Tuesday 27 November 2012

Samarkand's secrets

Samarkand has a gazilion sites not too dissimilar from the Registan. There's complete beauts, rustic ruins, and some restored numbers; there's a bunch of archeological sites too. Serene courtyards and ornate decorations, really stunning stuff.
Me and some internals of a mosqualeum. Hello mother!
The outsides are all mosaics, and the inside are part mosaic part delicate paint and gold leaf. But, as beautiful as they are, it still doesn't take long to become immune to nice, old architecture. So I went in search of some normal things. Below is a collection of monuments to dead people; but in the foreground is the 'old town', walled off from the tourists; I was curious so dipped in through a rare door in the wall and found quite a maze.

Background: old things; foreground: normal things

The streets are thin -- just wide enough for a Lada to squeeze down -- and they feel like back streets because everyone lives in courtyards, so there's no front gardens. I quickly got lost in the maze; there's very few ways 'out'.

I enjoyed wandering round and using my three words of Uzbek to say hello to people as I walked. It soon got dark and a power cut meant no street lights; I couldn't see more than a metre ahead.

I needed some help.

I continued saying hi to everyone, and a group of jolly people in the street spotted the foreigner and started shouting at me ... CHAI CHAI! HELLO HELLO! And so I joined them for some chai on the street; we had a good old friendly 'international' natter, where the meaning of the words is unknown and irrelevant but the sentiment carries just fine.
Chai club, LtoR: Me, girl, man, man, imam, Baxodur
Baxodur, on the right, arrived later with fabulous English.

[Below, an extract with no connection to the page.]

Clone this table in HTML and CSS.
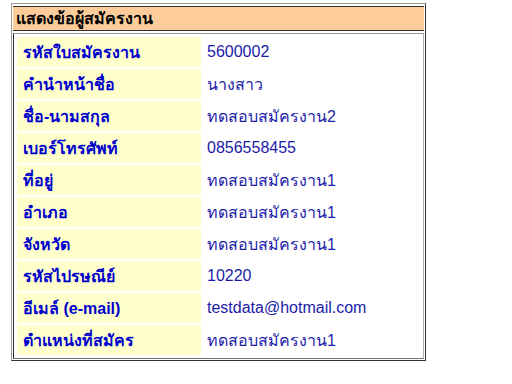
FILE: index.html
```html
<!DOCTYPE html>
<html lang="th">
<head>
<meta charset="utf-8">
<title>แสดงข้อผู้สมัครงาน</title>
<link rel="stylesheet" href="styles.css">
</head>
<body>
<div class="panel">
  <div class="panel-head">แสดงข้อผู้สมัครงาน</div>
  <div class="panel-body">
    <table class="info">
      <tr><th>รหัสใบสมัครงาน</th><td>5600002</td></tr>
      <tr><th>คำนำหน้าชื่อ</th><td>นางสาว</td></tr>
      <tr><th>ชื่อ-นามสกุล</th><td>ทดสอบสมัครงาน2</td></tr>
      <tr><th>เบอร์โทรศัพท์</th><td>0856558455</td></tr>
      <tr><th>ที่อยู่</th><td>ทดสอบสมัครงาน1</td></tr>
      <tr><th>อำเภอ</th><td>ทดสอบสมัครงาน1</td></tr>
      <tr><th>จังหวัด</th><td>ทดสอบสมัครงาน1</td></tr>
      <tr><th>รหัสไปรษณีย์</th><td>10220</td></tr>
      <tr><th>อีเมล์ (e-mail)</th><td>testdata@hotmail.com</td></tr>
      <tr><th>ตำแหน่งที่สมัคร</th><td>ทดสอบสมัครงาน1</td></tr>
    </table>
  </div>
</div>
</body>
</html>
```

FILE: styles.css
```css
body {
  margin: 3px 0 0 11px;
  background: #ffffff;
  font-family: Tahoma, "Liberation Sans", sans-serif;
}

.panel {
  width: 411px;
  border: 1px solid;
  border-color: #9a9a9a #303030 #303030 #9a9a9a;
  padding: 2px 1px 1px 1px;
}

.panel-head {
  background: #fccc9a;
  border-top: 1px solid #303030;
  border-bottom: 1px solid #303030;
  height: 23px;
  line-height: 23px;
  padding-left: 3px;
  font-size: 16px;
  font-weight: bold;
  color: #000000;
}

.panel-body {
  margin-top: 2px;
  border: 1px solid;
  border-color: #9a9a9a #b0b0b0 #707070 #303030;
  padding: 1px 3px 1px 3px;
}

.info {
  width: 100%;
  border-collapse: separate;
  border-spacing: 0 2px;
}

.info th {
  width: 178px;
  height: 30px;
  padding: 0 0 0 6px;
  background: #ffffcc;
  text-align: left;
  font-size: 16px;
  font-weight: bold;
  color: #0000cc;
}

.info td {
  height: 30px;
  padding: 0 0 0 6px;
  font-size: 16px;
  color: #1c1ca8;
}
```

It's hard to describe how charming it is to find a group of friendly strangers offering you tea when you're lost in a pitch black maze one evening in Uzbekistan.

So after some chai and chat, Baxodur and I went off to find a way out of the friendly dark maze, because I was genuinely lost. On the way we stopped off at a mosque, which the local Imam showed me around. I was standing there in my socks when the unanticipated conversation came via Baxodur, who was translating from Uzbek; I was balancing my conscience with my manners:

Do you believe in god?
No.
Why not?
Ummm. [long, slightly uncomfortable pause]
God created everything, therefore you should believe in him.
Ummm. [slightly shorter but still quite long pause]

Anyway, we shook hands and walked on, discussing how many mosques there are in Uzbekistan, and whether people go to church in England. Before I left the old town maze we stopped off at one more place, but that's another story.